İstanbul Sözleşmesi'nin uygulanması için İstanbul Sözleşmesi'ni bu iktidar tartışmaya açtı, reddediyor esasen sözlü ve fiilî olarak. Bu İstanbul Sözleşmesi'nin uygulanması için, farkındalık yaratma ve altyapısının kurulması bağlamında ciddi anlamda bütçeden pay ayrılmalıdır. Sığınmaevlerinin sayısı artırılmalıdır, daha fazla kreşler yapılmalıdır.
Değerli arkadaşlar, kadınların yaşayabileceği kentler yerel yönetimler için olmazsa olmazdır ve merkezî bütçeden sadece bu kaleme dönük pay ayrılmalıdır. Yine, kadın destek hatlarının altyapıları yeterli bir biçimde ve daha fazla güçlendirilerek daha yaygın bir şekilde yerine getirilmelidir.
Değerli arkadaşlar, ben sözlerimi bitirirken, önümüz 25 Kasım Kadına Yönelik Şiddete Karşı Uluslararası Mücadele Günü. 25 Kasımda Mirabel kız kardeşler faşizm tarafından katledildiler ve bu nedenle, 1981'de, Latin Amerikalı ve Karayipli Kadınlar Kongresi'nde, bu günü -kadınlara karşı işlenen suçlar- Kadına Yönelik Şiddete Karşı Uluslararası Mücadele Günü ilan edilmesi istenmiştir ve ilan edilmiştir. Birleşmiş Milletler de 1999'da Kadına Yönelik Şiddete Karşı Uluslararası Mücadele Günü ilan etti 25 Kasımı. Bu ilanın anlamı tam da şudur: Faşist diktatörlüklerin yoğunlaştığı dönemlerde kadına yönelik artan şiddetle daha çok mücadele etme, uluslararası -fikri, zikri ne olursa olsun- bütün kadınların ortak mücadelesini vurgular ve bununla dayanışacak güçleri de elbette vurgular.

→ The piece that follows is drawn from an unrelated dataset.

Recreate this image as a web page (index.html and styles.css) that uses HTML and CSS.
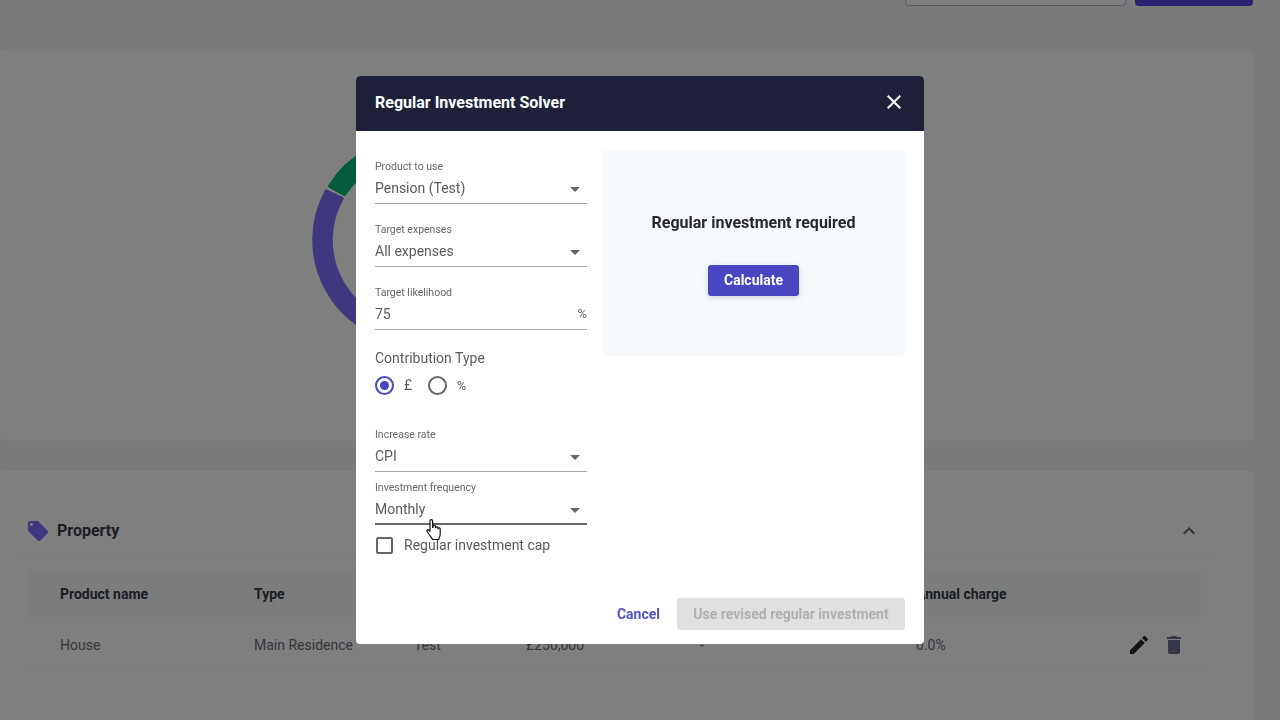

Değerli arkadaşlar, "Mirabel kız kardeşler" dediğimizde aklımıza özgürlüğe kanat çırpan kelebekler gelir. Biz kadınlar, hepimiz kelebeğiz.
(Mikrofon otomatik cihaz tarafından kapatıldı)
BAŞKAN - Buyurun Sayın Hatımoğulları Oruç, bağlayın lütfen sözlerinizi.
TULAY HATIMOĞULLARI ORUÇ (Devamla) - Unutmayalım ki kelebekler kanat çırparak yol alır. Yalnız 25 Kasımlarda ve 8 Martlarda değil; gün gün, kanat çırptıkça özgürleşeceğiz ve hakkımız olanı alacağız. "Ekmek de istiyoruz, gül de." diyorduk ya; biz ekmeği de, gülü de alacağız.